** START OF Given material **
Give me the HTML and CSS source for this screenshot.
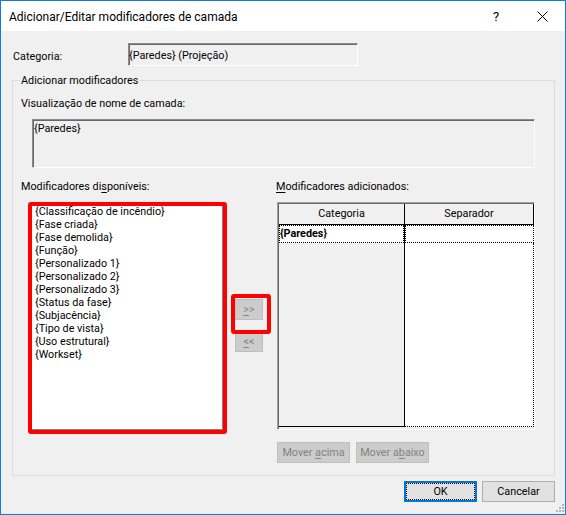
FILE: index.html
```html
<!DOCTYPE html>
<html lang="pt">
<head>
<meta charset="utf-8">
<title>Adicionar/Editar modificadores de camada</title>
<link rel="stylesheet" href="styles.css">
</head>
<body>
<div class="window">
  <div class="titlebar">
    <span class="title">Adicionar/Editar modificadores de camada</span>
    <span class="cap-btn help">?</span>
    <span class="cap-btn close"><svg width="11" height="11" viewBox="0 0 11 11"><path d="M0.5 0.5L10.5 10.5M10.5 0.5L0.5 10.5" stroke="#000" stroke-width="1" fill="none"/></svg></span>
  </div>
  <div class="content">
    <div class="cat-row">
      <div class="cat-label">Categoria:</div>
      <div class="cat-field sunken">{Paredes} (Projeção)</div>
    </div>
    <div class="group">
      <div class="group-label">Adicionar modificadores</div>
      <div class="preview-lbl">Visualização de nome de camada:</div>
      <div class="preview sunken">{Paredes}</div>
      <div class="lists">
        <div class="col-left">
          <div class="lbl">Modificadores di<u>s</u>poníveis:</div>
          <div class="left-row">
            <div class="hl-frame">
              <div class="listbox">
                <ul class="items">
                  <li>{Classificação de incêndio}</li>
                  <li>{Fase criada}</li>
                  <li>{Fase demolida}</li>
                  <li>{Função}</li>
                  <li>{Personalizado 1}</li>
                  <li>{Personalizado 2}</li>
                  <li>{Personalizado 3}</li>
                  <li>{Status da fase}</li>
                  <li>{Subjacência}</li>
                  <li>{Tipo de vista}</li>
                  <li>{Uso estrutural}</li>
                  <li>{Workset}</li>
                </ul>
              </div>
            </div>
            <div class="arrows">
              <div class="btn dis btn-sm hl"><span><u>&gt;</u>&gt;</span></div>
              <div class="btn dis btn-sm"><span><u>&lt;</u>&lt;</span></div>
            </div>
          </div>
        </div>
        <div class="col-right">
          <div class="lbl"><u>M</u>odificadores adicionados:</div>
          <div class="table">
            <div class="table-inner">
              <div class="tcol tcol1">
                <div class="th">Categoria</div>
                <div class="td">{Paredes}</div>
                <div class="tfill tfill1"></div>
              </div>
              <div class="tcol tcol2">
                <div class="th th2">Separador</div>
                <div class="td"></div>
                <div class="tfill tfill2"></div>
              </div>
            </div>
          </div>
          <div class="move-row">
            <div class="btn dis btn-md"><span>Mover <u>a</u>cima</span></div>
            <div class="btn dis btn-md"><span>Mover a<u>b</u>aixo</span></div>
          </div>
        </div>
      </div>
    </div>
    <div class="footer">
      <div class="btn btn-md ok"><span>OK</span></div>
      <div class="btn btn-md"><span>Cancelar</span></div>
    </div>
  </div>
  <svg class="grip" width="12" height="12" viewBox="0 0 12 12">
    <rect x="10" y="3" width="2" height="2" fill="#b4b4b4"/>
    <rect x="7" y="6" width="2" height="2" fill="#b4b4b4"/>
    <rect x="10" y="6" width="2" height="2" fill="#b4b4b4"/>
    <rect x="4" y="9" width="2" height="2" fill="#b4b4b4"/>
    <rect x="7" y="9" width="2" height="2" fill="#b4b4b4"/>
    <rect x="10" y="9" width="2" height="2" fill="#b4b4b4"/>
  </svg>
</div>
</body>
</html>
```
FILE: styles.css
```css
* { box-sizing: border-box; }
html, body { margin: 0; padding: 0; }
body {
  width: 566px;
  height: 515px;
  font-family: Roboto, "Liberation Sans", sans-serif;
  font-size: 10.8px;
  line-height: 13px;
  color: #000;
  background: #f0f0f0;
}
u { text-decoration: underline; text-underline-offset: 2px; }

.window {
  position: relative;
  width: 566px;
  height: 515px;
  border: 1px solid #1779d8;
  background: #f0f0f0;
  display: flex;
  flex-direction: column;
}
.titlebar {
  flex: none;
  height: 30px;
  background: #fff;
  display: flex;
  align-items: center;
}
.title {
  flex: 1;
  padding-left: 8px;
  padding-top: 1px;
  font-size: 12px;
  line-height: 16px;
}
.cap-btn {
  width: 46px;
  height: 30px;
  display: flex;
  align-items: center;
  justify-content: center;
}
.help { font-size: 13px; padding-top: 1px; }

.content { padding: 12px 10px 0 11px; }

.sunken {
  border: 1px solid;
  border-color: #8c8c8c #fff #fff #8c8c8c;
  box-shadow: inset 1px 1px 0 #696969;
  background: #f0f0f0;
}
.cat-row { display: flex; height: 23px; }
.cat-label { width: 115px; margin-left: 1px; padding-top: 7px; }
.cat-field {
  width: 230px;
  height: 23px;
  padding: 5px 0 0 0;
  white-space: nowrap;
}

.group {
  margin-top: 14px;
  border: 1px solid #dcdcdc;
  padding: 0 0 12px 8px;
}
.group-label {
  margin: -7px 0 0 -1px;
  width: max-content;
  background: #f0f0f0;
  padding: 0 1px;
}
.preview-lbl { margin-top: 10px; }
.preview {
  margin: 9px 0 0 11px;
  width: 503px;
  height: 49px;
  padding: 2px 0 0 1px;
}

.lists { display: flex; margin-top: 12px; }
.col-left { width: 255px; flex: none; }
.left-row { display: flex; margin-top: 9px; }
.hl-frame {
  margin-left: 7px;
  width: 199px;
  height: 232px;
  border: 4px solid #ff0000;
  border-radius: 3px;
}
.listbox {
  height: 100%;
  background: #fff;
  border-right: 1px solid #828282;
  border-bottom: 1px solid #828282;
  padding-left: 3px;
  overflow: hidden;
}
.items { list-style: none; margin: -1px 0 0; padding: 0; }
.items li { height: 13px; white-space: nowrap; }

.arrows {
  margin-left: 8px;
  padding-top: 97px;
  display: flex;
  flex-direction: column;
  gap: 11px;
}

.btn {
  display: flex;
  align-items: center;
  justify-content: center;
  background: #e1e1e1;
  border: 1px solid #adadad;
  white-space: nowrap;
}
.btn.dis {
  background: #cccccc;
  border-color: #bfbfbf;
  color: #838383;
}
.btn-sm { width: 28px; height: 21px; }
.btn-md { width: 73px; height: 21px; }
.hl { position: relative; }
.hl::after {
  content: "";
  position: absolute;
  left: -5px;
  top: -6px;
  width: 32px;
  height: 32px;
  border: 4px solid #ff0000;
  border-radius: 3px;
}

.col-right { flex: 1; }
.table {
  margin: 9px 0 0 1px;
  width: 258px;
  height: 228px;
  border: 1px solid;
  border-color: #a0a0a0 #fff #fff #a0a0a0;
  background: #f0f0f0;
}
.table-inner {
  height: 100%;
  border-top: 1px solid #696969;
  border-left: 1px solid #696969;
  padding-bottom: 2px;
  display: flex;
}
.tcol { display: flex; flex-direction: column; }
.tcol1 {
  width: 126px;
  border-right: 1px solid #000;
  border-bottom: 1px solid #000;
  background: #f0f0f0;
}
.tcol2 { width: 129px; }
.th {
  height: 21px;
  border-bottom: 1px solid #000;
  text-align: center;
  line-height: 19px;
  background: #f0f0f0;
}
.th2 { border-right: 1px solid #000; }
.td {
  height: 18px;
  border: 1px dotted #000;
  background: #fff;
  font-weight: bold;
  line-height: 15px;
  padding-left: 0;
}
.tfill { flex: 1; }
.tfill1 { background: #f0f0f0; }
.tfill2 {
  background: #fff;
  border-right: 1px dotted #000;
  border-bottom: 1px dotted #000;
}

.move-row {
  display: flex;
  gap: 6px;
  margin: 12px 0 0 1px;
}

.footer {
  display: flex;
  justify-content: flex-end;
  gap: 5px;
  margin-top: 5px;
}
.ok {
  border: 2px solid #0078d7;
  outline: 1px dotted #000;
  outline-offset: -3px;
}

.grip {
  position: absolute;
  right: 1px;
  bottom: 1px;
}
```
** END OF Given material **
> **Your task**
Set down the material exactly, every line of it, except for the pictures.

> **Task response**
Give me the HTML and CSS source for this screenshot.
FILE: index.html
```html
<!DOCTYPE html>
<html lang="pt">
<head>
<meta charset="utf-8">
<title>Adicionar/Editar modificadores de camada</title>
<link rel="stylesheet" href="styles.css">
</head>
<body>
<div class="window">
  <div class="titlebar">
    <span class="title">Adicionar/Editar modificadores de camada</span>
    <span class="cap-btn help">?</span>
    <span class="cap-btn close"><svg width="11" height="11" viewBox="0 0 11 11"><path d="M0.5 0.5L10.5 10.5M10.5 0.5L0.5 10.5" stroke="#000" stroke-width="1" fill="none"/></svg></span>
  </div>
  <div class="content">
    <div class="cat-row">
      <div class="cat-label">Categoria:</div>
      <div class="cat-field sunken">{Paredes} (Projeção)</div>
    </div>
    <div class="group">
      <div class="group-label">Adicionar modificadores</div>
      <div class="preview-lbl">Visualização de nome de camada:</div>
      <div class="preview sunken">{Paredes}</div>
      <div class="lists">
        <div class="col-left">
          <div class="lbl">Modificadores di<u>s</u>poníveis:</div>
          <div class="left-row">
            <div class="hl-frame">
              <div class="listbox">
                <ul class="items">
                  <li>{Classificação de incêndio}</li>
                  <li>{Fase criada}</li>
                  <li>{Fase demolida}</li>
                  <li>{Função}</li>
                  <li>{Personalizado 1}</li>
                  <li>{Personalizado 2}</li>
                  <li>{Personalizado 3}</li>
                  <li>{Status da fase}</li>
                  <li>{Subjacência}</li>
                  <li>{Tipo de vista}</li>
                  <li>{Uso estrutural}</li>
                  <li>{Workset}</li>
                </ul>
              </div>
            </div>
            <div class="arrows">
              <div class="btn dis btn-sm hl"><span><u>&gt;</u>&gt;</span></div>
              <div class="btn dis btn-sm"><span><u>&lt;</u>&lt;</span></div>
            </div>
          </div>
        </div>
        <div class="col-right">
          <div class="lbl"><u>M</u>odificadores adicionados:</div>
          <div class="table">
            <div class="table-inner">
              <div class="tcol tcol1">
                <div class="th">Categoria</div>
                <div class="td">{Paredes}</div>
                <div class="tfill tfill1"></div>
              </div>
              <div class="tcol tcol2">
                <div class="th th2">Separador</div>
                <div class="td"></div>
                <div class="tfill tfill2"></div>
              </div>
            </div>
          </div>
          <div class="move-row">
            <div class="btn dis btn-md"><span>Mover <u>a</u>cima</span></div>
            <div class="btn dis btn-md"><span>Mover a<u>b</u>aixo</span></div>
          </div>
        </div>
      </div>
    </div>
    <div class="footer">
      <div class="btn btn-md ok"><span>OK</span></div>
      <div class="btn btn-md"><span>Cancelar</span></div>
    </div>
  </div>
  <svg class="grip" width="12" height="12" viewBox="0 0 12 12">
    <rect x="10" y="3" width="2" height="2" fill="#b4b4b4"/>
    <rect x="7" y="6" width="2" height="2" fill="#b4b4b4"/>
    <rect x="10" y="6" width="2" height="2" fill="#b4b4b4"/>
    <rect x="4" y="9" width="2" height="2" fill="#b4b4b4"/>
    <rect x="7" y="9" width="2" height="2" fill="#b4b4b4"/>
    <rect x="10" y="9" width="2" height="2" fill="#b4b4b4"/>
  </svg>
</div>
</body>
</html>
```
FILE: styles.css
```css
* { box-sizing: border-box; }
html, body { margin: 0; padding: 0; }
body {
  width: 566px;
  height: 515px;
  font-family: Roboto, "Liberation Sans", sans-serif;
  font-size: 10.8px;
  line-height: 13px;
  color: #000;
  background: #f0f0f0;
}
u { text-decoration: underline; text-underline-offset: 2px; }

.window {
  position: relative;
  width: 566px;
  height: 515px;
  border: 1px solid #1779d8;
  background: #f0f0f0;
  display: flex;
  flex-direction: column;
}
.titlebar {
  flex: none;
  height: 30px;
  background: #fff;
  display: flex;
  align-items: center;
}
.title {
  flex: 1;
  padding-left: 8px;
  padding-top: 1px;
  font-size: 12px;
  line-height: 16px;
}
.cap-btn {
  width: 46px;
  height: 30px;
  display: flex;
  align-items: center;
  justify-content: center;
}
.help { font-size: 13px; padding-top: 1px; }

.content { padding: 12px 10px 0 11px; }

.sunken {
  border: 1px solid;
  border-color: #8c8c8c #fff #fff #8c8c8c;
  box-shadow: inset 1px 1px 0 #696969;
  background: #f0f0f0;
}
.cat-row { display: flex; height: 23px; }
.cat-label { width: 115px; margin-left: 1px; padding-top: 7px; }
.cat-field {
  width: 230px;
  height: 23px;
  padding: 5px 0 0 0;
  white-space: nowrap;
}

.group {
  margin-top: 14px;
  border: 1px solid #dcdcdc;
  padding: 0 0 12px 8px;
}
.group-label {
  margin: -7px 0 0 -1px;
  width: max-content;
  background: #f0f0f0;
  padding: 0 1px;
}
.preview-lbl { margin-top: 10px; }
.preview {
  margin: 9px 0 0 11px;
  width: 503px;
  height: 49px;
  padding: 2px 0 0 1px;
}

.lists { display: flex; margin-top: 12px; }
.col-left { width: 255px; flex: none; }
.left-row { display: flex; margin-top: 9px; }
.hl-frame {
  margin-left: 7px;
  width: 199px;
  height: 232px;
  border: 4px solid #ff0000;
  border-radius: 3px;
}
.listbox {
  height: 100%;
  background: #fff;
  border-right: 1px solid #828282;
  border-bottom: 1px solid #828282;
  padding-left: 3px;
  overflow: hidden;
}
.items { list-style: none; margin: -1px 0 0; padding: 0; }
.items li { height: 13px; white-space: nowrap; }

.arrows {
  margin-left: 8px;
  padding-top: 97px;
  display: flex;
  flex-direction: column;
  gap: 11px;
}

.btn {
  display: flex;
  align-items: center;
  justify-content: center;
  background: #e1e1e1;
  border: 1px solid #adadad;
  white-space: nowrap;
}
.btn.dis {
  background: #cccccc;
  border-color: #bfbfbf;
  color: #838383;
}
.btn-sm { width: 28px; height: 21px; }
.btn-md { width: 73px; height: 21px; }
.hl { position: relative; }
.hl::after {
  content: "";
  position: absolute;
  left: -5px;
  top: -6px;
  width: 32px;
  height: 32px;
  border: 4px solid #ff0000;
  border-radius: 3px;
}

.col-right { flex: 1; }
.table {
  margin: 9px 0 0 1px;
  width: 258px;
  height: 228px;
  border: 1px solid;
  border-color: #a0a0a0 #fff #fff #a0a0a0;
  background: #f0f0f0;
}
.table-inner {
  height: 100%;
  border-top: 1px solid #696969;
  border-left: 1px solid #696969;
  padding-bottom: 2px;
  display: flex;
}
.tcol { display: flex; flex-direction: column; }
.tcol1 {
  width: 126px;
  border-right: 1px solid #000;
  border-bottom: 1px solid #000;
  background: #f0f0f0;
}
.tcol2 { width: 129px; }
.th {
  height: 21px;
  border-bottom: 1px solid #000;
  text-align: center;
  line-height: 19px;
  background: #f0f0f0;
}
.th2 { border-right: 1px solid #000; }
.td {
  height: 18px;
  border: 1px dotted #000;
  background: #fff;
  font-weight: bold;
  line-height: 15px;
  padding-left: 0;
}
.tfill { flex: 1; }
.tfill1 { background: #f0f0f0; }
.tfill2 {
  background: #fff;
  border-right: 1px dotted #000;
  border-bottom: 1px dotted #000;
}

.move-row {
  display: flex;
  gap: 6px;
  margin: 12px 0 0 1px;
}

.footer {
  display: flex;
  justify-content: flex-end;
  gap: 5px;
  margin-top: 5px;
}
.ok {
  border: 2px solid #0078d7;
  outline: 1px dotted #000;
  outline-offset: -3px;
}

.grip {
  position: absolute;
  right: 1px;
  bottom: 1px;
}
```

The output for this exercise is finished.